_Set exercise_
Give every line of the data again, unchanged, but with no pictures.
──────────────────────────────
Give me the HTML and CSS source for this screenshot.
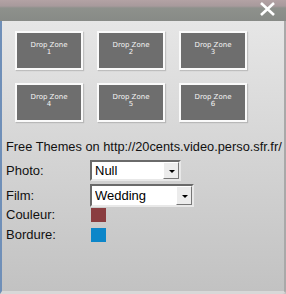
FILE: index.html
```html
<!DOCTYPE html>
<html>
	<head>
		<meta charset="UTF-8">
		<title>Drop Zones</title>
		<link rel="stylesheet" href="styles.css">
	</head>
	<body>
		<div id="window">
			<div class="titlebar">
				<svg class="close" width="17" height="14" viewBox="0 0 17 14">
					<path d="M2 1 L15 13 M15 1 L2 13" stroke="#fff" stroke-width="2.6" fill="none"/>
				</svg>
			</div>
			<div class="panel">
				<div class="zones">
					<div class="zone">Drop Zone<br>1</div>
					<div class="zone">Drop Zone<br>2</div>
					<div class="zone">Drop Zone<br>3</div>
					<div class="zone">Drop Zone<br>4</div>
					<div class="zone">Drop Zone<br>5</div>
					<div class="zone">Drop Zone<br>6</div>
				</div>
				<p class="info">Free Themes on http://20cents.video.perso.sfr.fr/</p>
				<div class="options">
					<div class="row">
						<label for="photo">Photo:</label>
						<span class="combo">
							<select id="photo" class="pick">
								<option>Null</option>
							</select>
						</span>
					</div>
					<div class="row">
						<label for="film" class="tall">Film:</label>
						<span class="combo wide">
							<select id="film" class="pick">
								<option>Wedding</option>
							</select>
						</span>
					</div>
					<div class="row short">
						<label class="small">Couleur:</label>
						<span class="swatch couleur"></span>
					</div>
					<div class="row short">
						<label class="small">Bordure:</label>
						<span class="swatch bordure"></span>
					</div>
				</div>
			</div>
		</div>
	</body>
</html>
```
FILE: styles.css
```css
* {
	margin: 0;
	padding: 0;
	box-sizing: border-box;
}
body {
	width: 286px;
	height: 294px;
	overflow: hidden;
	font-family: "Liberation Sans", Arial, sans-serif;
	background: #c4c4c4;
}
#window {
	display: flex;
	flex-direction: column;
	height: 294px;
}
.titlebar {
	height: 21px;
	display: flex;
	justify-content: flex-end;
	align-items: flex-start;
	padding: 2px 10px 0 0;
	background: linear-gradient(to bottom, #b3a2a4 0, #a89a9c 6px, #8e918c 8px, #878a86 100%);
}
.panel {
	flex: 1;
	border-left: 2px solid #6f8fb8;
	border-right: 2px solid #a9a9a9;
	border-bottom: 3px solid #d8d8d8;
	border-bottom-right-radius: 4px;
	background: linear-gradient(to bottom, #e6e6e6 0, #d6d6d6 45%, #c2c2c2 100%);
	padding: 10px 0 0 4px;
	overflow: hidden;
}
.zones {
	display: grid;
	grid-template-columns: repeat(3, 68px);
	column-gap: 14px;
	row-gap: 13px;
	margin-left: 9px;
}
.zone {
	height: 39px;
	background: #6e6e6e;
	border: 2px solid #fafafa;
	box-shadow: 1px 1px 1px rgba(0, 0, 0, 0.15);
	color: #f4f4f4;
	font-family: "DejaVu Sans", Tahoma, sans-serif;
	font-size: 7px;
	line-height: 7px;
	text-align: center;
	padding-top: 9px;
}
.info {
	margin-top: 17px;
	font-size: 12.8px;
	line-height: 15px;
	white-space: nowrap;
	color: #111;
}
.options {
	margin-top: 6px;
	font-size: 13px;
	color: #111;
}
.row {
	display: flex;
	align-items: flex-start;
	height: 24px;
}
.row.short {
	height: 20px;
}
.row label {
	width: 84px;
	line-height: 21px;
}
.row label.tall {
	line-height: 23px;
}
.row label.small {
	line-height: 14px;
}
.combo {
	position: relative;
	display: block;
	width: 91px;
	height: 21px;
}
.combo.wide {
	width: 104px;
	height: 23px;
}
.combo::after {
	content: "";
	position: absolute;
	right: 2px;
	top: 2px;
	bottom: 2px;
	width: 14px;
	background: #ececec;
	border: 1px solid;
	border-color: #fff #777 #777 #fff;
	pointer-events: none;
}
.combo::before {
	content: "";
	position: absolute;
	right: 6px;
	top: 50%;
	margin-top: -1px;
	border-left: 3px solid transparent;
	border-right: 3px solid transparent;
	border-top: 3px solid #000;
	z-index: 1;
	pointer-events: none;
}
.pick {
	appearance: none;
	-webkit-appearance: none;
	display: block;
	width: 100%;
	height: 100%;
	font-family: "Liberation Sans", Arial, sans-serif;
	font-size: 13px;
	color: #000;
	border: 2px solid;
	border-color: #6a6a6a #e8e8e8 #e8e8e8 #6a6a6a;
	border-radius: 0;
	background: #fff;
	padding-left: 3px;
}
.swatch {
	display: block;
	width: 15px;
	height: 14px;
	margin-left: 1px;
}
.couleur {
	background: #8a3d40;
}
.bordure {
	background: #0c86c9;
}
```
──────────────────────────────
_Worked answer_
Give me the HTML and CSS source for this screenshot.
FILE: index.html
```html
<!DOCTYPE html>
<html>
	<head>
		<meta charset="UTF-8">
		<title>Drop Zones</title>
		<link rel="stylesheet" href="styles.css">
	</head>
	<body>
		<div id="window">
			<div class="titlebar">
				<svg class="close" width="17" height="14" viewBox="0 0 17 14">
					<path d="M2 1 L15 13 M15 1 L2 13" stroke="#fff" stroke-width="2.6" fill="none"/>
				</svg>
			</div>
			<div class="panel">
				<div class="zones">
					<div class="zone">Drop Zone<br>1</div>
					<div class="zone">Drop Zone<br>2</div>
					<div class="zone">Drop Zone<br>3</div>
					<div class="zone">Drop Zone<br>4</div>
					<div class="zone">Drop Zone<br>5</div>
					<div class="zone">Drop Zone<br>6</div>
				</div>
				<p class="info">Free Themes on http://20cents.video.perso.sfr.fr/</p>
				<div class="options">
					<div class="row">
						<label for="photo">Photo:</label>
						<span class="combo">
							<select id="photo" class="pick">
								<option>Null</option>
							</select>
						</span>
					</div>
					<div class="row">
						<label for="film" class="tall">Film:</label>
						<span class="combo wide">
							<select id="film" class="pick">
								<option>Wedding</option>
							</select>
						</span>
					</div>
					<div class="row short">
						<label class="small">Couleur:</label>
						<span class="swatch couleur"></span>
					</div>
					<div class="row short">
						<label class="small">Bordure:</label>
						<span class="swatch bordure"></span>
					</div>
				</div>
			</div>
		</div>
	</body>
</html>
```
FILE: styles.css
```css
* {
	margin: 0;
	padding: 0;
	box-sizing: border-box;
}
body {
	width: 286px;
	height: 294px;
	overflow: hidden;
	font-family: "Liberation Sans", Arial, sans-serif;
	background: #c4c4c4;
}
#window {
	display: flex;
	flex-direction: column;
	height: 294px;
}
.titlebar {
	height: 21px;
	display: flex;
	justify-content: flex-end;
	align-items: flex-start;
	padding: 2px 10px 0 0;
	background: linear-gradient(to bottom, #b3a2a4 0, #a89a9c 6px, #8e918c 8px, #878a86 100%);
}
.panel {
	flex: 1;
	border-left: 2px solid #6f8fb8;
	border-right: 2px solid #a9a9a9;
	border-bottom: 3px solid #d8d8d8;
	border-bottom-right-radius: 4px;
	background: linear-gradient(to bottom, #e6e6e6 0, #d6d6d6 45%, #c2c2c2 100%);
	padding: 10px 0 0 4px;
	overflow: hidden;
}
.zones {
	display: grid;
	grid-template-columns: repeat(3, 68px);
	column-gap: 14px;
	row-gap: 13px;
	margin-left: 9px;
}
.zone {
	height: 39px;
	background: #6e6e6e;
	border: 2px solid #fafafa;
	box-shadow: 1px 1px 1px rgba(0, 0, 0, 0.15);
	color: #f4f4f4;
	font-family: "DejaVu Sans", Tahoma, sans-serif;
	font-size: 7px;
	line-height: 7px;
	text-align: center;
	padding-top: 9px;
}
.info {
	margin-top: 17px;
	font-size: 12.8px;
	line-height: 15px;
	white-space: nowrap;
	color: #111;
}
.options {
	margin-top: 6px;
	font-size: 13px;
	color: #111;
}
.row {
	display: flex;
	align-items: flex-start;
	height: 24px;
}
.row.short {
	height: 20px;
}
.row label {
	width: 84px;
	line-height: 21px;
}
.row label.tall {
	line-height: 23px;
}
.row label.small {
	line-height: 14px;
}
.combo {
	position: relative;
	display: block;
	width: 91px;
	height: 21px;
}
.combo.wide {
	width: 104px;
	height: 23px;
}
.combo::after {
	content: "";
	position: absolute;
	right: 2px;
	top: 2px;
	bottom: 2px;
	width: 14px;
	background: #ececec;
	border: 1px solid;
	border-color: #fff #777 #777 #fff;
	pointer-events: none;
}
.combo::before {
	content: "";
	position: absolute;
	right: 6px;
	top: 50%;
	margin-top: -1px;
	border-left: 3px solid transparent;
	border-right: 3px solid transparent;
	border-top: 3px solid #000;
	z-index: 1;
	pointer-events: none;
}
.pick {
	appearance: none;
	-webkit-appearance: none;
	display: block;
	width: 100%;
	height: 100%;
	font-family: "Liberation Sans", Arial, sans-serif;
	font-size: 13px;
	color: #000;
	border: 2px solid;
	border-color: #6a6a6a #e8e8e8 #e8e8e8 #6a6a6a;
	border-radius: 0;
	background: #fff;
	padding-left: 3px;
}
.swatch {
	display: block;
	width: 15px;
	height: 14px;
	margin-left: 1px;
}
.couleur {
	background: #8a3d40;
}
.bordure {
	background: #0c86c9;
}
```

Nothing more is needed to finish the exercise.